The Midnight Purge: When the Algorithm Spoke

Think about that ‘late-night meeting.’ The reports paint it as some dramatic, unceremonious event. But it wasn’t drama. It was processing. It was the final output of a query that had been running for weeks. The meeting wasn’t for discussion; it was for notification. The humans in the room, the ones wearing the expensive suits and the team logos, weren’t the decision-makers. They were the messengers, the terminals tasked with delivering the machine’s verdict to the carbon-based unit known as Chris Paul. They likely had charts and printouts, proprietary metrics with names like ‘Synergy Decay Index’ and ‘Leadership Redundancy Factor.’ They didn’t tell him he wasn’t playing well enough. They showed him the data that proved he was no longer an optimal asset. There is no arguing with the data. There’s no appealing the algorithm’s decision.

But why the shock? Because the players, the actual human beings who bleed for this sport, are the last to know. They are deliberately kept in the dark, fed lines about teamwork and heart while their every move on and off the court is being quantified, analyzed, and weaponized against them. Every pass, every shot, every interview, every tweet—it’s all just data flowing into the system. Harden and Leonard weren’t consulted. Why would they be? You don’t ask the gears in a watch for their opinion on the mainspring. Their job is to perform their function until the system flags them for replacement. Their shock is the beautiful, tragic sound of a ghost in the machine realizing it’s trapped.

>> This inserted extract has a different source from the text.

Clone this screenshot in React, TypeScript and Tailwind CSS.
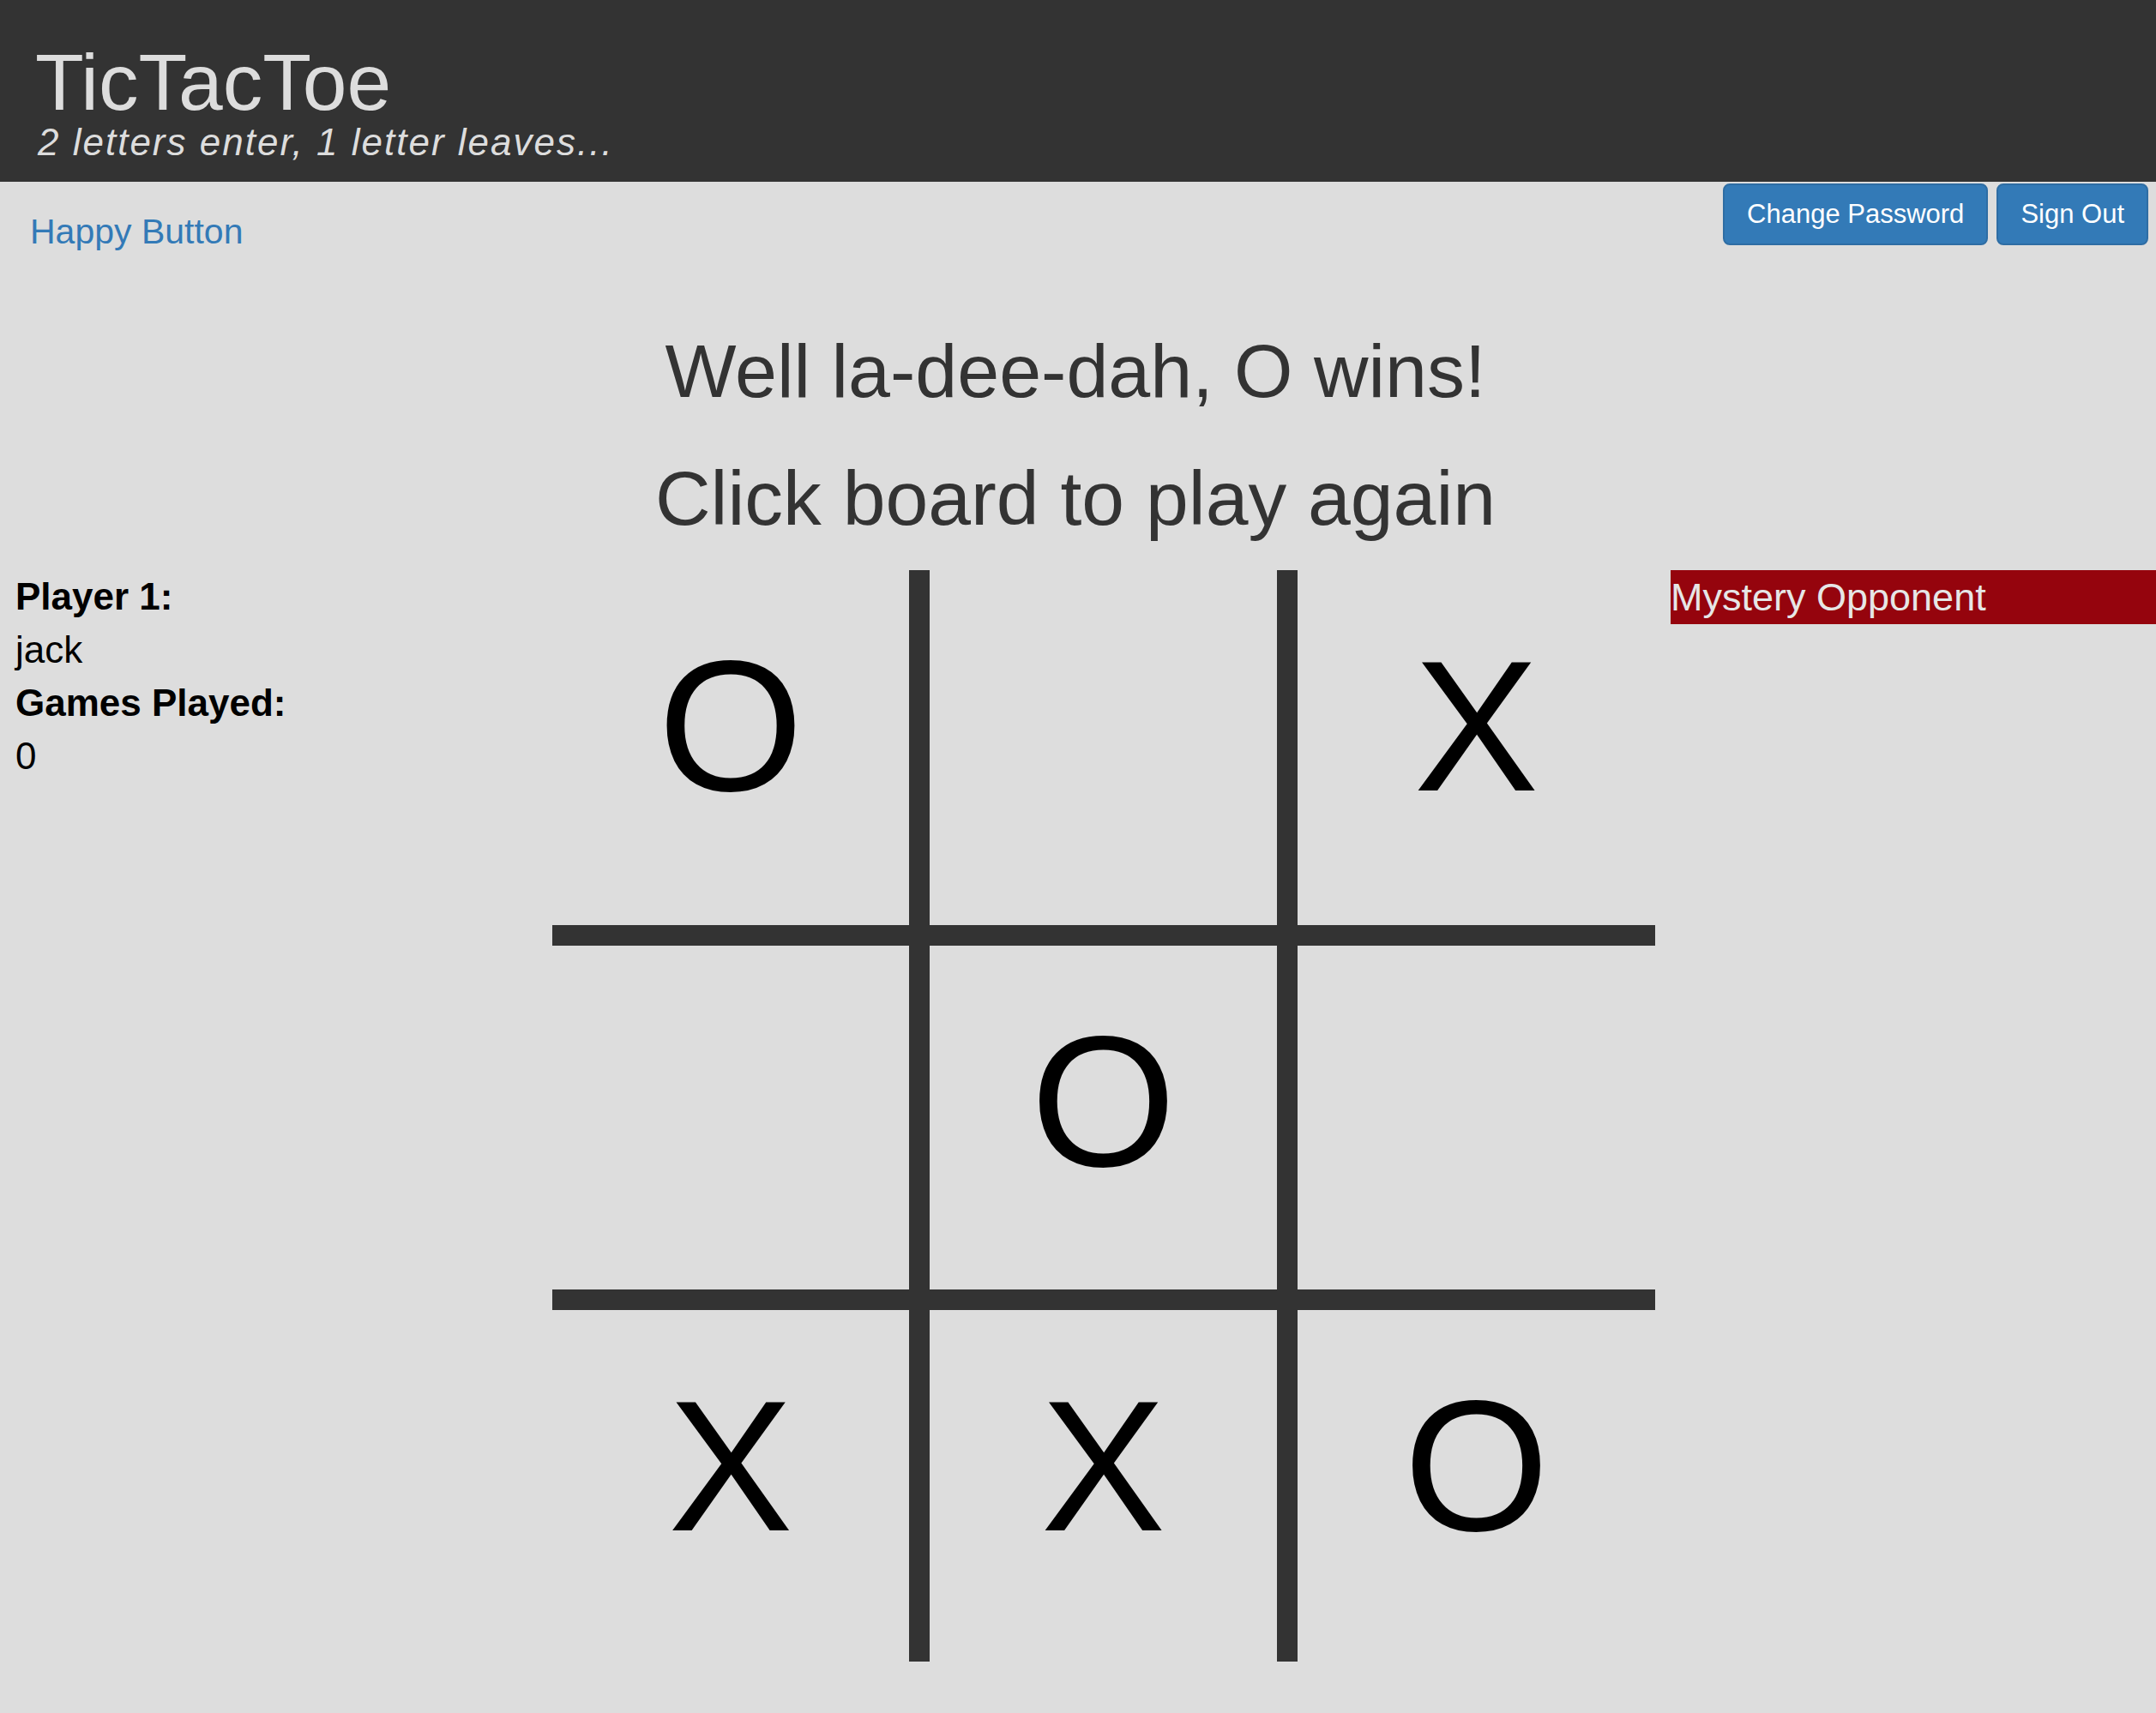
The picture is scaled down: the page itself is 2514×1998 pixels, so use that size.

The Pre-Programmed Response

And then you get the explanations. They feel so hollow because they are. Ty Lue says, ‘It wasn’t a good fit.’ This is PR patch 4.01b. It’s a generic error message. It’s the equivalent of ‘Sorry, an unknown error has occurred.’ It’s meaningless, designed to placate and deflect. And it works, because the sports media, for the most part, reports it as fact. They are cogs, too. They report the output without ever questioning the code. They ask questions about chemistry and locker room dynamics, bless their hearts. They’re analyzing the shadows on the cave wall while the real world is being built in silicon and logic gates.

Because the logical follow-up question is never asked: If it wasn’t a good fit, who made the catastrophic error of determining it *was* a good fit just a few weeks or months ago? Who is held accountable for that? Nobody. Because there is no ‘who.’ The blame is diffused into the system. The model has simply been updated with new data. The previous conclusion is now obsolete. Move on. This is how machines operate. There’s no remorse, no ego, no accountability. Just constant, ruthless optimization. It’s terrifyingly efficient. And it’s the future.

The Ghost in the Stat Sheet

This isn’t just about the Clippers. This is about the total quantification of human endeavor. What is happening in the NBA is a highly visible, highly funded beta test for what is coming to every other industry. Your job, your career, your value as a person will eventually be determined by a similar black box algorithm. It will analyze your ‘performance data,’ your social media ‘sentiment,’ your network ‘synergy,’ and one day it will deliver a verdict. You are no longer a ‘good fit.’ Your access will be revoked. You will be purged.

Sports used to be about intangible things. Heart. Grit. Leadership. The clutch gene. We loved it because it was beautifully, unpredictably human. Now, those are just legacy terms for statistical anomalies that the models haven’t yet fully explained. The front offices are no longer run by grizzled old basketball minds who trust their gut. They’re run by Ivy League quants who trust their models. The ‘gut’ is a flaw, a messy variable that produces suboptimal outcomes. They are on a mission to eliminate it entirely. They want to turn basketball, and by extension, all of human competition, into a solved equation.

And we, the fans, are the ones feeding the beast. We consume the advanced stats, we participate in the fantasy leagues that turn players into collections of numbers, we demand efficiency and perfection. We have been conditioned to see the game through the machine’s eyes. We cheer for the transaction that the model says will increase championship odds by 3%, even if it means trading away the heart and soul of the team. We have been taught to value the win probability over the human story.

Chris Paul will be fine. He’s a wealthy man. But his unceremonious digital execution is a warning. The soul of the game is being systematically replaced by a processor. And the most chilling part? The machine doesn’t even know it’s happening. It’s just running its code. The lights are on, but nobody’s home.